> _Your instructions_
Retype each line of the material exactly, please, skipping any picture in it.

──────── Data

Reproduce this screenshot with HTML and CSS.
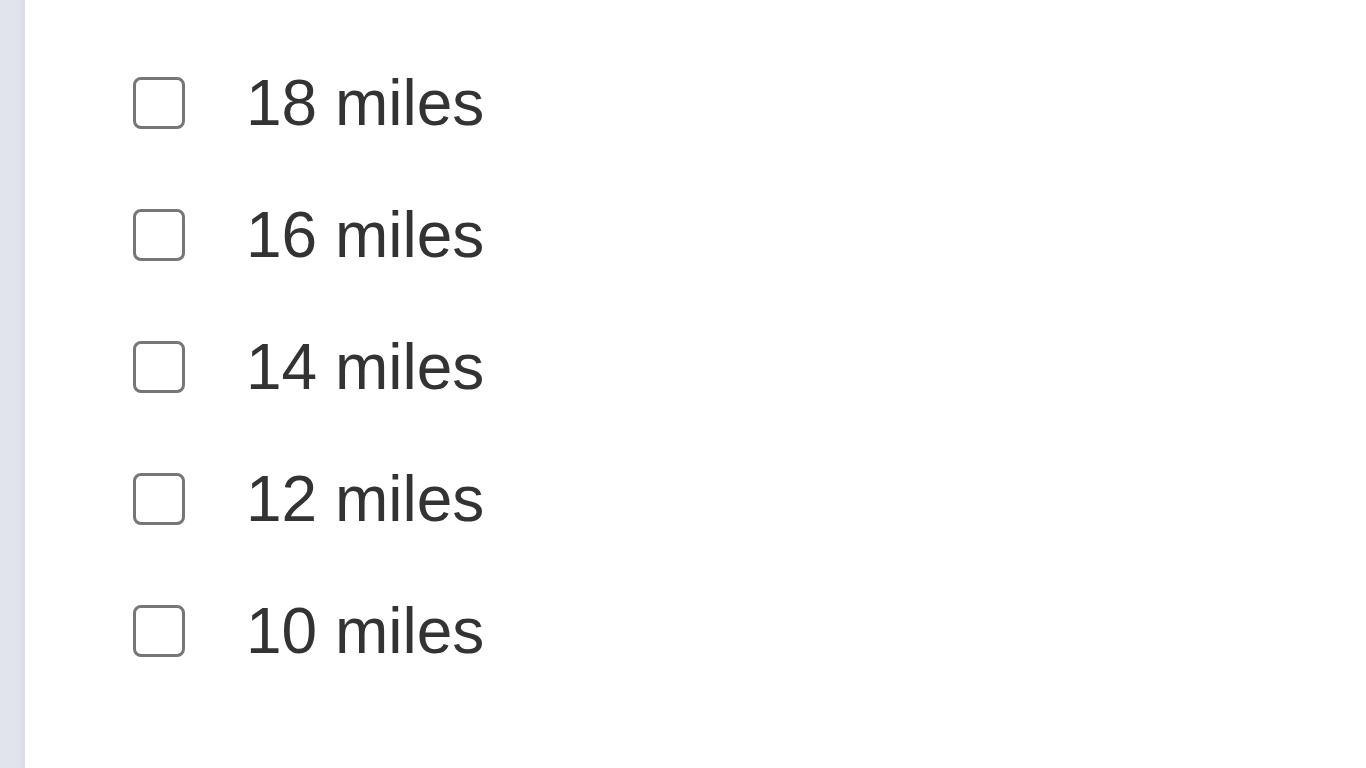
FILE: index.html
```html
<!DOCTYPE html>
<html lang="en">
<head>
<meta charset="utf-8">
<title>Distance filter</title>
<link rel="stylesheet" href="styles.css">
</head>
<body>
<div class="layout">
  <aside class="rail"></aside>
  <main class="panel">
    <ul class="options">
      <li class="option"><label><input type="checkbox" class="box"><span class="label">18 miles</span></label></li>
      <li class="option"><label><input type="checkbox" class="box"><span class="label">16 miles</span></label></li>
      <li class="option"><label><input type="checkbox" class="box"><span class="label">14 miles</span></label></li>
      <li class="option"><label><input type="checkbox" class="box"><span class="label">12 miles</span></label></li>
      <li class="option"><label><input type="checkbox" class="box"><span class="label">10 miles</span></label></li>
    </ul>
  </main>
</div>
</body>
</html>
```
FILE: styles.css
```css
html, body {
  margin: 0;
  padding: 0;
  height: 100%;
  background: #ffffff;
  font-family: "Liberation Sans", Arial, sans-serif;
}
.layout {
  display: flex;
  height: 768px;
  overflow: hidden;
}
.rail {
  width: 25px;
  flex: 0 0 25px;
  background: #e1e4ed;
  box-shadow: inset -7px 0 6px -5px rgba(0, 0, 0, 0.06);
}
.panel {
  flex: 1;
  background: #ffffff;
}
.options {
  list-style: none;
  margin: 0;
  padding: 37px 0 0 108px;
}
.option {
  height: 132px;
  display: flex;
  align-items: center;
}
.option label {
  display: flex;
  align-items: center;
  gap: 61px;
  cursor: pointer;
}
.box {
  appearance: none;
  -webkit-appearance: none;
  margin: 0;
  width: 52px;
  height: 52px;
  box-sizing: border-box;
  border: 3px solid #767676;
  border-radius: 8px;
  background: #ffffff;
}
.label {
  font-size: 64px;
  line-height: 74px;
  color: #333333;
}
```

────────────────

> _The response_
Reproduce this screenshot with HTML and CSS.
FILE: index.html
```html
<!DOCTYPE html>
<html lang="en">
<head>
<meta charset="utf-8">
<title>Distance filter</title>
<link rel="stylesheet" href="styles.css">
</head>
<body>
<div class="layout">
  <aside class="rail"></aside>
  <main class="panel">
    <ul class="options">
      <li class="option"><label><input type="checkbox" class="box"><span class="label">18 miles</span></label></li>
      <li class="option"><label><input type="checkbox" class="box"><span class="label">16 miles</span></label></li>
      <li class="option"><label><input type="checkbox" class="box"><span class="label">14 miles</span></label></li>
      <li class="option"><label><input type="checkbox" class="box"><span class="label">12 miles</span></label></li>
      <li class="option"><label><input type="checkbox" class="box"><span class="label">10 miles</span></label></li>
    </ul>
  </main>
</div>
</body>
</html>
```
FILE: styles.css
```css
html, body {
  margin: 0;
  padding: 0;
  height: 100%;
  background: #ffffff;
  font-family: "Liberation Sans", Arial, sans-serif;
}
.layout {
  display: flex;
  height: 768px;
  overflow: hidden;
}
.rail {
  width: 25px;
  flex: 0 0 25px;
  background: #e1e4ed;
  box-shadow: inset -7px 0 6px -5px rgba(0, 0, 0, 0.06);
}
.panel {
  flex: 1;
  background: #ffffff;
}
.options {
  list-style: none;
  margin: 0;
  padding: 37px 0 0 108px;
}
.option {
  height: 132px;
  display: flex;
  align-items: center;
}
.option label {
  display: flex;
  align-items: center;
  gap: 61px;
  cursor: pointer;
}
.box {
  appearance: none;
  -webkit-appearance: none;
  margin: 0;
  width: 52px;
  height: 52px;
  box-sizing: border-box;
  border: 3px solid #767676;
  border-radius: 8px;
  background: #ffffff;
}
.label {
  font-size: 64px;
  line-height: 74px;
  color: #333333;
}
```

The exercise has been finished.